Chris, however, isn't very interested in improving Blondie's standing on his own turf:
"We can fill out 3,000-seaters in any town in America but the enthusiasm just isn't the same. Everybody's jaded. Everybody sees a million rock concerts. There's so much TV. The American audience is tremendously underestimated as to their sophistication and taste. The result is that they're inundated with a lot of crap.
"Personally I'm very disgusted with the way the new wave is now being handled in America with some of those fake new wave groups, who will remain nameless but we all know who they are. (He is, readers, talking about the likes of The Knack and The Cars.) Their fast promotional campaigns are just ridiculous.

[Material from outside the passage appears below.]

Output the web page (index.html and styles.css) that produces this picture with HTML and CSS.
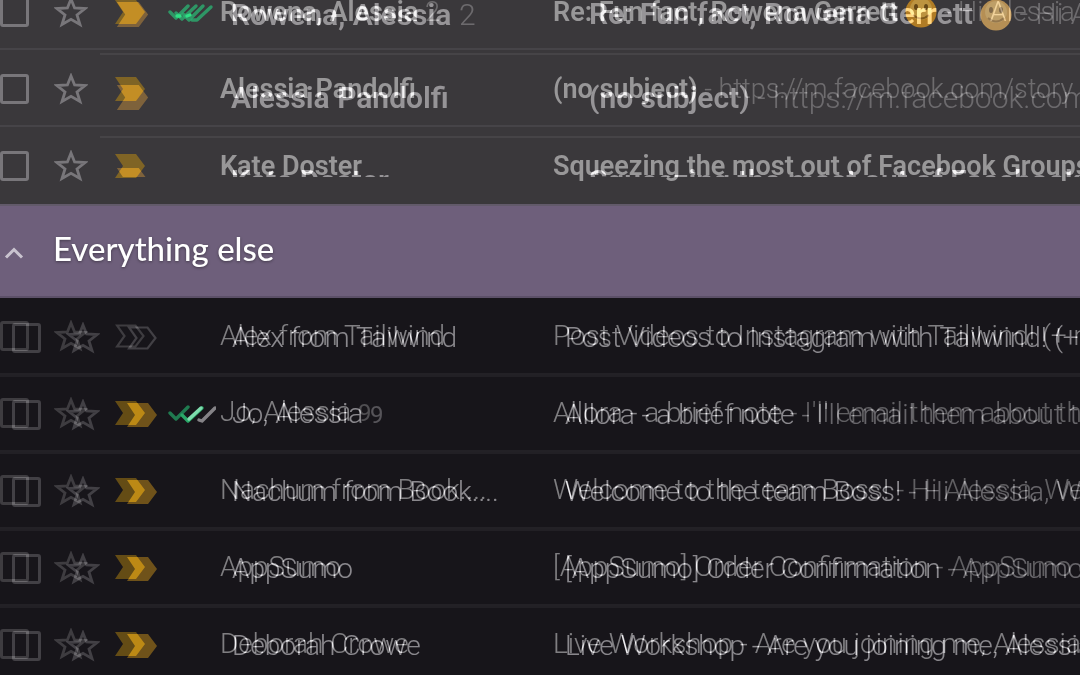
FILE: index.html
```
<!DOCTYPE html>
<html lang="en">
<head>
  <meta charset="UTF-8">
  <meta name="viewport" content="width=device-width, initial-scale=1.0">
  <title>Inbox</title>
  <link rel="stylesheet" href="styles.css">
</head>
<body>

  <svg class="sprite" aria-hidden="true">
    <symbol id="icon-star" viewBox="0 0 34 32">
      <path d="M17 3 L20.6 12 L31 12.6 L23 19 L26 28.5 L17 23.4 L8 28.5 L11 19 L3 12.6 L13.4 12 Z" fill="none" stroke="currentColor" stroke-width="2.8"/>
    </symbol>
    <symbol id="icon-marker" viewBox="0 0 30 24">
      <path d="M0 0 H21 L30 12 L21 24 H0 L8 12 Z" fill="currentColor"/>
    </symbol>
    <symbol id="icon-marker-empty" viewBox="0 0 30 24">
      <path d="M2 1.5 H20.5 L28.5 12 L20.5 22.5 H2 L9.5 12 Z" fill="none" stroke="currentColor" stroke-width="2.2"/>
    </symbol>
    <symbol id="icon-checks" viewBox="0 0 48 22">
      <g fill="none" stroke="#2cae70" stroke-width="3.4" stroke-linecap="round" stroke-linejoin="round">
        <path d="M2 11 L8 17 L20 5" opacity=".8"/>
        <path d="M8 12 L14 18 L28 5" opacity=".8"/>
        <path d="M15 13 L21 19 L35 5" opacity=".8"/>
        <path d="M24 19 L29 19 L43 6" opacity=".8"/>
        <path d="M9 15 L12 15 M19 15 L22 14" stroke="#2fe084"/>
      </g>
    </symbol>
    <symbol id="icon-checks-partial" viewBox="0 0 48 22">
      <g fill="none" stroke-width="3.4" stroke-linecap="round" stroke-linejoin="round">
        <path d="M2 11 L8 17 L20 5" stroke="#207a50"/>
        <path d="M14 13 L20 19 L34 6" stroke="#29a868"/>
        <path d="M21 17 L33 6" stroke="#7fdcae"/>
        <path d="M31 18 L34 19 L47 6" stroke="#858387"/>
      </g>
    </symbol>
    <symbol id="icon-smile" viewBox="0 0 32 32">
      <circle cx="16" cy="16" r="15.5" fill="#b07c25"/>
      <circle cx="16" cy="13" r="11" fill="#bc9340"/>
      <ellipse cx="11" cy="11" rx="2" ry="3" fill="#654716"/>
      <ellipse cx="21" cy="11" rx="2" ry="3" fill="#654716"/>
      <path d="M8 19 Q16 26 24 19" fill="none" stroke="#805a1b" stroke-width="2"/>
    </symbol>
  </svg>

  <main>
    <section class="group unread" aria-label="Unread">
      <div class="rows"></div>
      <div class="rows trail" aria-hidden="true"></div>
    </section>

    <h2 class="group-header">
      <button type="button">
        <svg class="caret" viewBox="0 0 20 14" aria-hidden="true"><path d="M2 11.5 L10 3.5 L18 11.5"/></svg>
        Everything else
      </button>
    </h2>

    <section class="group read" aria-label="Everything else">
      <div class="rows"></div>
      <div class="rows trail" aria-hidden="true"></div>
    </section>
  </main>

  <script src="script.js"></script>
</body>
</html>
```
FILE: styles.css
```
* {
  box-sizing: border-box;
}

body {
  margin: 0;
  overflow: hidden;
  background-color: #17151a;
  color: #fff;
  font-family: Roboto, "Liberation Sans", sans-serif;
}

.sprite {
  display: none;
}

.group {
  position: relative;
}

.row {
  display: grid;
  grid-template-columns: 54px 61px 53px 52px 333px 1fr;
  align-items: center;
  height: 77px;
  font-size: 28px;
  line-height: 32px;
  white-space: nowrap;
}

.row svg {
  display: block;
}

.check {
  appearance: none;
  width: 29px;
  height: 30px;
  margin: 0;
  border: 3px solid currentColor;
  border-radius: 3px;
}

.star {
  padding: 0;
  border: 0;
  background: none;
  color: inherit;
  width: 34px;
  height: 32px;
}

.star svg {
  width: 34px;
  height: 32px;
}

.marker {
  width: 30px;
  height: 24px;
}

.checks {
  width: 48px;
  height: 22px;
}

.sender,
.subject {
  overflow: hidden;
}

.snippet,
.count {
  opacity: 0.55;
}

.row .smile {
  display: inline-block;
  width: 32px;
  height: 32px;
  vertical-align: -7px;
}

/* second, offset copy of the rows; adds its light to the first */
.trail {
  position: absolute;
  overflow: hidden;
  pointer-events: none;
  mix-blend-mode: plus-lighter;
}

/* unread rows, scrolled partly off the top */
.unread {
  margin-top: -27px;
  background-color: #3a383b;
}

.unread .row {
  padding-top: 3px;
  border-bottom: 2px solid #464448;
  font-weight: 600;
  font-size: 27px;
}

.unread .row:last-child {
  border-bottom-color: #3a383b;
}

.unread .check,
.unread .star {
  color: #78767a;
}

.unread .sender,
.unread .subject {
  color: rgba(255, 255, 255, 0.48);
}

.unread .marker {
  color: rgba(195, 144, 16, 0.5);
}

.unread .snippet,
.unread .count {
  font-weight: 300;
}

.unread .trail {
  top: 0;
  left: 100px;
  right: 0;
  height: 204px;
}

.unread .trail .row {
  grid-template-columns: 54px 61px 358px 1fr;
  height: 83px;
  padding-top: 4px;
  padding-left: 16px;
  border-bottom-color: #0c0c0c;
  font-size: 30px;
}

.unread .trail .row:first-child {
  margin-top: -1px;
}

.unread .trail .marker {
  width: 33px;
  height: 25px;
  color: rgba(195, 120, 0, 0.35);
}

.unread .trail .sender,
.unread .trail .subject {
  color: rgba(255, 255, 255, 0.36);
}

.trail .smile {
  opacity: 0.7;
}

.group-header {
  position: relative;
  margin: 0;
  background-color: #6e5f7b;
  border-top: 2px solid #625a6a;
  border-bottom: 2px solid #5c5068;
}

.group-header button {
  display: flex;
  align-items: center;
  gap: 29px;
  width: 100%;
  height: 90px;
  padding: 0 4px 6px;
  border: 0;
  background: none;
  color: #fff;
  font-family: Lato, sans-serif;
  font-size: 33px;
  font-weight: 500;
  text-align: left;
  text-shadow: 0 1px 3px rgba(0, 0, 0, 0.4);
}

.caret {
  width: 20px;
  height: 14px;
  margin-top: 10px;
  fill: none;
  stroke: #c9c3cf;
  stroke-width: 3;
}

.read .row {
  border-bottom: 2px solid #232126;
  font-weight: 300;
}

.read .check,
.read .star,
.read .marker.empty {
  color: rgba(255, 255, 255, 0.17);
}

.read .sender,
.read .subject {
  color: rgba(255, 255, 255, 0.45);
}

.read .marker {
  color: rgba(195, 144, 16, 0.45);
}

.read .snippet {
  opacity: 0.7;
}

.read .count {
  font-weight: 400;
  font-size: 24px;
}

.read .trail {
  top: 2px;
  left: 0;
  right: 0;
}

.read .trail .row {
  padding-left: 12px;
  border-bottom-color: #0b0b0b;
}

.read .trail .marker {
  color: rgba(195, 135, 0, 0.45);
}

.read .trail .marker.empty {
  color: rgba(255, 255, 255, 0.17);
}
```
FILE: script.js
```
const unread = [
  { sender: 'Rowena, Alessia', count: 2, checks: 'icon-checks', subject: 'Re: Fun fact, Rowena Gerrett', smile: true, snippet: 'Hi Alessia' },
  { sender: 'Alessia Pandolfi', subject: '(no subject)', snippet: 'https://m.facebook.com/story' },
  { sender: 'Kate Doster', subject: 'Squeezing the most out of Facebook Groups' }
];

const read = [
  { sender: 'Alex from Tailwind', subject: 'Post Videos to Instagram with Tailwind! (+ more)', empty: true },
  { sender: 'Jo, Alessia', count: 9, checks: 'icon-checks-partial', subject: 'Allora - a brief note', snippet: "I'll email them about this" },
  { sender: 'Nachum from Book....', subject: 'Welcome to the team Boss!', snippet: 'Hi Alessia, Welcome' },
  { sender: 'AppSumo', subject: '[AppSumo] Order Confirmation', snippet: 'AppSumo order' },
  { sender: 'Deborah Crowe', subject: 'Live Workshop - Are you joining me, Alessia?' }
];

function icon(id, cls) {
  return `<svg class="${cls}" aria-hidden="true"><use href="#${id}"/></svg>`;
}

function renderRow(mail, controls, trail) {
  const tab = trail ? 'tabindex="-1"' : '';
  const count = mail.count ? ` <span class="count">${mail.count}</span>` : '';
  const smile = mail.smile ? ' ' + icon('icon-smile', 'smile') : '';
  const snippet = mail.snippet ? `<span class="snippet"> - ${mail.snippet}</span>` : '';
  const tools = controls ? `
    <input class="check" type="checkbox" aria-label="Select ${mail.sender}" ${tab}>
    <button class="star" type="button" aria-label="Star ${mail.sender}" ${tab}>${icon('icon-star', '')}</button>` : '';

  return `<div class="row">${tools}
    ${mail.empty ? icon('icon-marker-empty', 'marker empty') : icon('icon-marker', 'marker')}
    <span>${mail.checks && !trail ? icon(mail.checks, 'checks') : ''}</span>
    <span class="sender">${mail.sender}${count}</span>
    <span class="subject">${mail.subject}${smile}${snippet}</span>
  </div>`;
}

function renderGroup(selector, mails, trailControls) {
  const [main, trail] = document.querySelectorAll(selector + ' .rows');
  main.innerHTML = mails.map(mail => renderRow(mail, true, false)).join('');
  trail.innerHTML = mails.map(mail => renderRow(mail, trailControls, true)).join('');
}

renderGroup('.unread', unread, false);
renderGroup('.read', read, true);
```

It's just taken the vitality out of everything."
What does he like then?
"Unfortunately I'm not that familiar with my contemporaries. I'm always following up weirder and weirder avenues.
"The only contemporaries I'm familiar with are in black music. I'm really turned on by the Two Tone bands. I think Selecter are fantastic. I'd like to get something going like Two Tone in New York but the racial tension is so high in America compared to here that it's so hard...
"I've always wondered what Blondie's acceptance would have been if we had black people in the band. Actually the second runner-up to Clem in the auditions was a Spanish kid. There haven't been white kids in black orientated bands."
So what does he listen to at home?
"I play 'Marlene Dietrich's Greatest Hits!' I play 'Sounds Of Tibetan Buddhism'. It's a series of seven albums really well recorded in Tibet. It has an effect of atmosphere. If you have cats and you put one of those records on they start going bananas. I'm into psychic music and a lot of avant garde stuff.
"I like The Clash a lot. I think Strummer's a visionary. I think he has a heavy overview of the world situation. I think The Clash can serve a great purpose in the next couple of years. They can bring a lot of people together."
On a more down to earth note, what's going to happen when Blondie split? Will you back Debbie as a solo act?
"That could easily happen. We'll always be performing. I'm a victim of the Ike Turner syndrome already," he cracks.